## RECORD EXCERPTS

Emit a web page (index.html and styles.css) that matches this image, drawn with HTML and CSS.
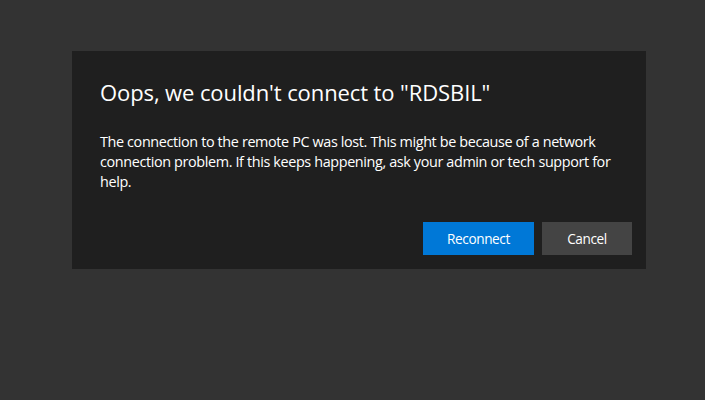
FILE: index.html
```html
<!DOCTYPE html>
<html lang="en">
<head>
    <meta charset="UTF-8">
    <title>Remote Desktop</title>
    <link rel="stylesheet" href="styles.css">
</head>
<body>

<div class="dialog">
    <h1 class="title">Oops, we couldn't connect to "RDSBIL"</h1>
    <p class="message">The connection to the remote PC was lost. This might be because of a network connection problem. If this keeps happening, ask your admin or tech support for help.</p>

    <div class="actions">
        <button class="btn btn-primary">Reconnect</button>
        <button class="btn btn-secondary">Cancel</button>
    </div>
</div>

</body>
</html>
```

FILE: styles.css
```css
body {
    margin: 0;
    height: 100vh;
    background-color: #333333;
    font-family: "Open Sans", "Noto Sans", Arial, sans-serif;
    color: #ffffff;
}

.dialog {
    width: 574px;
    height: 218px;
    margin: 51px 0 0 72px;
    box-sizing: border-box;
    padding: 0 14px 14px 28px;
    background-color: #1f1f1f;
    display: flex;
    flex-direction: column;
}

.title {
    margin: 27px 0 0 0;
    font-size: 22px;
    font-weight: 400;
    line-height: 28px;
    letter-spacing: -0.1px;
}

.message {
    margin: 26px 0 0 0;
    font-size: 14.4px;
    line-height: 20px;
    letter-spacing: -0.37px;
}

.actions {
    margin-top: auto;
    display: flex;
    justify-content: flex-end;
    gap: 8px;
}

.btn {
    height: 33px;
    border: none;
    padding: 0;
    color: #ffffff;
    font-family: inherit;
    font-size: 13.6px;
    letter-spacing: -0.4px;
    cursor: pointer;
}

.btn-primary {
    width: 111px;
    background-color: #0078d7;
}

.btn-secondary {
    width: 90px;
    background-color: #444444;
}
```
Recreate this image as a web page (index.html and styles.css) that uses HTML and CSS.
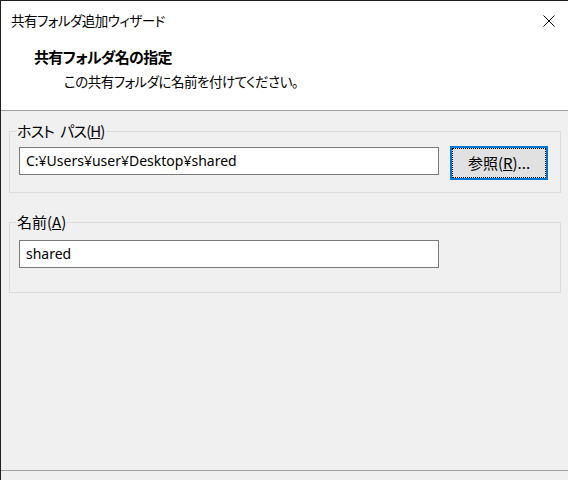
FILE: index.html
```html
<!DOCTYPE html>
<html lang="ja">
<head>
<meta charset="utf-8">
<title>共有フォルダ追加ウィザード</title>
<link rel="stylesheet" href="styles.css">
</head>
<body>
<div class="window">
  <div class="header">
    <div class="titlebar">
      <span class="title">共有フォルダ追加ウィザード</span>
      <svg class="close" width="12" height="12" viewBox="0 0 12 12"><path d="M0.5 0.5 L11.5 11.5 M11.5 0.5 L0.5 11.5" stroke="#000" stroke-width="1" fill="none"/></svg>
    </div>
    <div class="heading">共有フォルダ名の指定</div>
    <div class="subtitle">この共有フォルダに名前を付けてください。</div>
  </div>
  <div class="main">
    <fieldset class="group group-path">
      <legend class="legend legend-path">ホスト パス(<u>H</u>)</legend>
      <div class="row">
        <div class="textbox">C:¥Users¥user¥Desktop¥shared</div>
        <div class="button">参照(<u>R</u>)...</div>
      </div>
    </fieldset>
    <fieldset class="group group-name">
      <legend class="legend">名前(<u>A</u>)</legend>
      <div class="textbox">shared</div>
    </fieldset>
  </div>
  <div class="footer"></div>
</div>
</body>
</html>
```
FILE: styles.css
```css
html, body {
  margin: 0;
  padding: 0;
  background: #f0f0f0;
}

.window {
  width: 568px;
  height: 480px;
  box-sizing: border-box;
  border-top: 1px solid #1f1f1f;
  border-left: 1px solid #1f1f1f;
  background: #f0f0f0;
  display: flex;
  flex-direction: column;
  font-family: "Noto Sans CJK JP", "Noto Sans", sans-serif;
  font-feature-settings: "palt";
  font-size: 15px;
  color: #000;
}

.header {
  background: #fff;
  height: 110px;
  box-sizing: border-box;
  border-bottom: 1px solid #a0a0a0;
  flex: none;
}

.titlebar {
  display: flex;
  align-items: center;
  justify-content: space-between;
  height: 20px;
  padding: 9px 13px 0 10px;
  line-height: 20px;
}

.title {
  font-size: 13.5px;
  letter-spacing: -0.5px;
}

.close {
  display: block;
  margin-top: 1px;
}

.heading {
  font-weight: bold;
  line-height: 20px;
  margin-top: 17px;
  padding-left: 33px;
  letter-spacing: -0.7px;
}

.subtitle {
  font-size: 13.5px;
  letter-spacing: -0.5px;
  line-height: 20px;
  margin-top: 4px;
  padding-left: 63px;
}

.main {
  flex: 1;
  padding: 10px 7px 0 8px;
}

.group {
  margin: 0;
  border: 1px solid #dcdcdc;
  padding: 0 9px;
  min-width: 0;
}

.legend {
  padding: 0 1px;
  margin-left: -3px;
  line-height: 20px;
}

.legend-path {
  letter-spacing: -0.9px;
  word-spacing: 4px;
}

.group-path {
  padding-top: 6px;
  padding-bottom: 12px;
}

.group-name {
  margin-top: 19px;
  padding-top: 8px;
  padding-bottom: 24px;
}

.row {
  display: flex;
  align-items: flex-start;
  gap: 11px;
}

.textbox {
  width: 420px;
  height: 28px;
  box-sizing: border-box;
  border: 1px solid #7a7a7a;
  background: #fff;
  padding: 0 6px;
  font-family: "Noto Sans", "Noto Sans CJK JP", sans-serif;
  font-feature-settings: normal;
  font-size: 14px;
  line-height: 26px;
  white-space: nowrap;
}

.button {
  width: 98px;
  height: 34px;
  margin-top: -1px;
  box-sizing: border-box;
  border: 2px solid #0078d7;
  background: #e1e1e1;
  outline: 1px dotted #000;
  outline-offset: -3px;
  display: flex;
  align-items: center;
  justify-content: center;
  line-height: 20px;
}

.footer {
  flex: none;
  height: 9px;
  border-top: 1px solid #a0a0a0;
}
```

## PROBLEM TO SOLVE
Restate each entry word for word, leaving out any pictures.

## THE RESULT
Emit a web page (index.html and styles.css) that matches this image, drawn with HTML and CSS.
FILE: index.html
```html
<!DOCTYPE html>
<html lang="en">
<head>
    <meta charset="UTF-8">
    <title>Remote Desktop</title>
    <link rel="stylesheet" href="styles.css">
</head>
<body>

<div class="dialog">
    <h1 class="title">Oops, we couldn't connect to "RDSBIL"</h1>
    <p class="message">The connection to the remote PC was lost. This might be because of a network connection problem. If this keeps happening, ask your admin or tech support for help.</p>

    <div class="actions">
        <button class="btn btn-primary">Reconnect</button>
        <button class="btn btn-secondary">Cancel</button>
    </div>
</div>

</body>
</html>
```

FILE: styles.css
```css
body {
    margin: 0;
    height: 100vh;
    background-color: #333333;
    font-family: "Open Sans", "Noto Sans", Arial, sans-serif;
    color: #ffffff;
}

.dialog {
    width: 574px;
    height: 218px;
    margin: 51px 0 0 72px;
    box-sizing: border-box;
    padding: 0 14px 14px 28px;
    background-color: #1f1f1f;
    display: flex;
    flex-direction: column;
}

.title {
    margin: 27px 0 0 0;
    font-size: 22px;
    font-weight: 400;
    line-height: 28px;
    letter-spacing: -0.1px;
}

.message {
    margin: 26px 0 0 0;
    font-size: 14.4px;
    line-height: 20px;
    letter-spacing: -0.37px;
}

.actions {
    margin-top: auto;
    display: flex;
    justify-content: flex-end;
    gap: 8px;
}

.btn {
    height: 33px;
    border: none;
    padding: 0;
    color: #ffffff;
    font-family: inherit;
    font-size: 13.6px;
    letter-spacing: -0.4px;
    cursor: pointer;
}

.btn-primary {
    width: 111px;
    background-color: #0078d7;
}

.btn-secondary {
    width: 90px;
    background-color: #444444;
}
```
Recreate this image as a web page (index.html and styles.css) that uses HTML and CSS.
FILE: index.html
```html
<!DOCTYPE html>
<html lang="ja">
<head>
<meta charset="utf-8">
<title>共有フォルダ追加ウィザード</title>
<link rel="stylesheet" href="styles.css">
</head>
<body>
<div class="window">
  <div class="header">
    <div class="titlebar">
      <span class="title">共有フォルダ追加ウィザード</span>
      <svg class="close" width="12" height="12" viewBox="0 0 12 12"><path d="M0.5 0.5 L11.5 11.5 M11.5 0.5 L0.5 11.5" stroke="#000" stroke-width="1" fill="none"/></svg>
    </div>
    <div class="heading">共有フォルダ名の指定</div>
    <div class="subtitle">この共有フォルダに名前を付けてください。</div>
  </div>
  <div class="main">
    <fieldset class="group group-path">
      <legend class="legend legend-path">ホスト パス(<u>H</u>)</legend>
      <div class="row">
        <div class="textbox">C:¥Users¥user¥Desktop¥shared</div>
        <div class="button">参照(<u>R</u>)...</div>
      </div>
    </fieldset>
    <fieldset class="group group-name">
      <legend class="legend">名前(<u>A</u>)</legend>
      <div class="textbox">shared</div>
    </fieldset>
  </div>
  <div class="footer"></div>
</div>
</body>
</html>
```
FILE: styles.css
```css
html, body {
  margin: 0;
  padding: 0;
  background: #f0f0f0;
}

.window {
  width: 568px;
  height: 480px;
  box-sizing: border-box;
  border-top: 1px solid #1f1f1f;
  border-left: 1px solid #1f1f1f;
  background: #f0f0f0;
  display: flex;
  flex-direction: column;
  font-family: "Noto Sans CJK JP", "Noto Sans", sans-serif;
  font-feature-settings: "palt";
  font-size: 15px;
  color: #000;
}

.header {
  background: #fff;
  height: 110px;
  box-sizing: border-box;
  border-bottom: 1px solid #a0a0a0;
  flex: none;
}

.titlebar {
  display: flex;
  align-items: center;
  justify-content: space-between;
  height: 20px;
  padding: 9px 13px 0 10px;
  line-height: 20px;
}

.title {
  font-size: 13.5px;
  letter-spacing: -0.5px;
}

.close {
  display: block;
  margin-top: 1px;
}

.heading {
  font-weight: bold;
  line-height: 20px;
  margin-top: 17px;
  padding-left: 33px;
  letter-spacing: -0.7px;
}

.subtitle {
  font-size: 13.5px;
  letter-spacing: -0.5px;
  line-height: 20px;
  margin-top: 4px;
  padding-left: 63px;
}

.main {
  flex: 1;
  padding: 10px 7px 0 8px;
}

.group {
  margin: 0;
  border: 1px solid #dcdcdc;
  padding: 0 9px;
  min-width: 0;
}

.legend {
  padding: 0 1px;
  margin-left: -3px;
  line-height: 20px;
}

.legend-path {
  letter-spacing: -0.9px;
  word-spacing: 4px;
}

.group-path {
  padding-top: 6px;
  padding-bottom: 12px;
}

.group-name {
  margin-top: 19px;
  padding-top: 8px;
  padding-bottom: 24px;
}

.row {
  display: flex;
  align-items: flex-start;
  gap: 11px;
}

.textbox {
  width: 420px;
  height: 28px;
  box-sizing: border-box;
  border: 1px solid #7a7a7a;
  background: #fff;
  padding: 0 6px;
  font-family: "Noto Sans", "Noto Sans CJK JP", sans-serif;
  font-feature-settings: normal;
  font-size: 14px;
  line-height: 26px;
  white-space: nowrap;
}

.button {
  width: 98px;
  height: 34px;
  margin-top: -1px;
  box-sizing: border-box;
  border: 2px solid #0078d7;
  background: #e1e1e1;
  outline: 1px dotted #000;
  outline-offset: -3px;
  display: flex;
  align-items: center;
  justify-content: center;
  line-height: 20px;
}

.footer {
  flex: none;
  height: 9px;
  border-top: 1px solid #a0a0a0;
}
```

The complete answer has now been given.